◆ **Given data**

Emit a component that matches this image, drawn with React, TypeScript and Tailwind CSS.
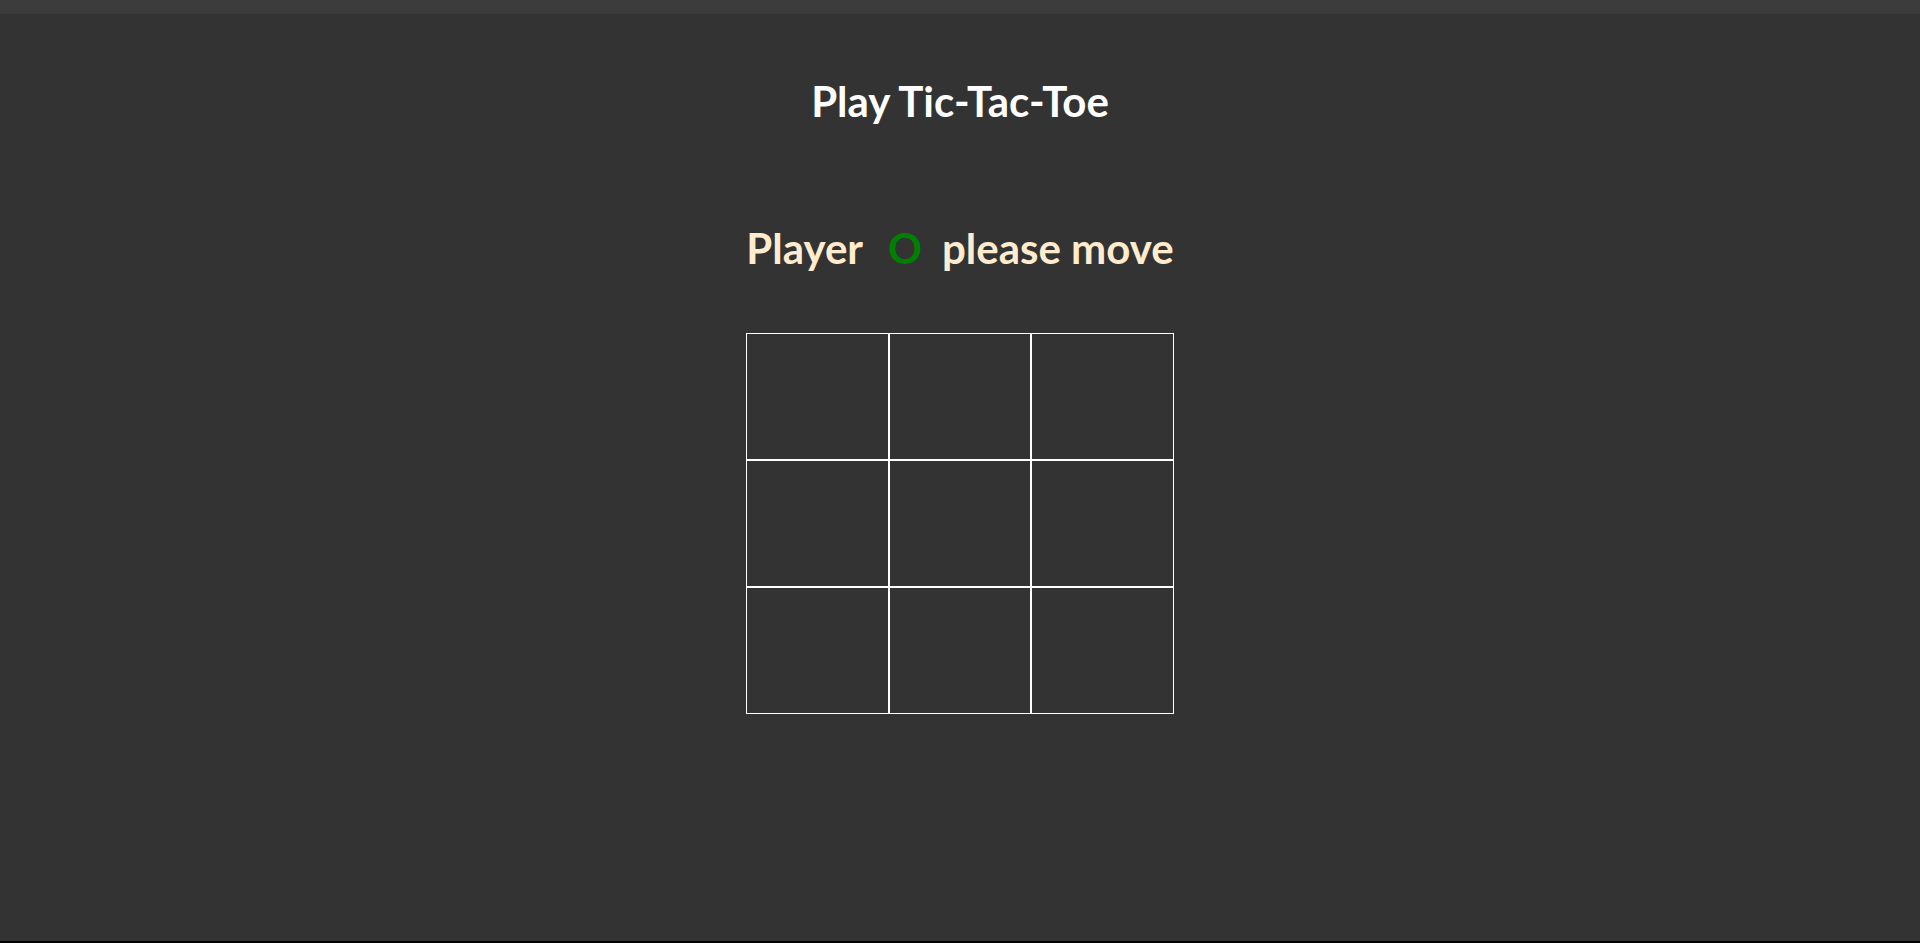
import React from "react";

export default function App() {
  const cells = Array.from({ length: 9 });
  return (
    <div
      className="flex h-[943px] w-full flex-col bg-black"
      style={{ fontFamily: "Lato, 'Open Sans', sans-serif" }}
    >
      <div className="h-[14px] w-full shrink-0 bg-[#3c3c3c]" />
      <div className="flex flex-1 flex-col items-center bg-[#333333]">
        <h1 className="mt-[63px] text-[42px] font-bold leading-[48px] text-white">
          Play Tic-Tac-Toe
        </h1>
        <div className="mt-[99px] flex items-baseline text-[42px] font-bold leading-[48px] text-[#ffebcd]">
          <span>Player</span>
          <span className="ml-[25px] mr-[20px] text-[#008000]">O</span>
          <span>please move</span>
        </div>
        <div className="mt-[61px] grid w-[428px] grid-cols-3">
          {cells.map((_, i) => (
            <div key={i} className="h-[127px] border border-white bg-[#333333]" />
          ))}
        </div>
      </div>
      <div className="h-[2px] w-full shrink-0 bg-black" />
    </div>
  );
}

◆ **Task goal**
Go through the listing above and write it out again exactly, dropping the pictures.

◆ **Complete response**
Emit a component that matches this image, drawn with React, TypeScript and Tailwind CSS.
import React from "react";

export default function App() {
  const cells = Array.from({ length: 9 });
  return (
    <div
      className="flex h-[943px] w-full flex-col bg-black"
      style={{ fontFamily: "Lato, 'Open Sans', sans-serif" }}
    >
      <div className="h-[14px] w-full shrink-0 bg-[#3c3c3c]" />
      <div className="flex flex-1 flex-col items-center bg-[#333333]">
        <h1 className="mt-[63px] text-[42px] font-bold leading-[48px] text-white">
          Play Tic-Tac-Toe
        </h1>
        <div className="mt-[99px] flex items-baseline text-[42px] font-bold leading-[48px] text-[#ffebcd]">
          <span>Player</span>
          <span className="ml-[25px] mr-[20px] text-[#008000]">O</span>
          <span>please move</span>
        </div>
        <div className="mt-[61px] grid w-[428px] grid-cols-3">
          {cells.map((_, i) => (
            <div key={i} className="h-[127px] border border-white bg-[#333333]" />
          ))}
        </div>
      </div>
      <div className="h-[2px] w-full shrink-0 bg-black" />
    </div>
  );
}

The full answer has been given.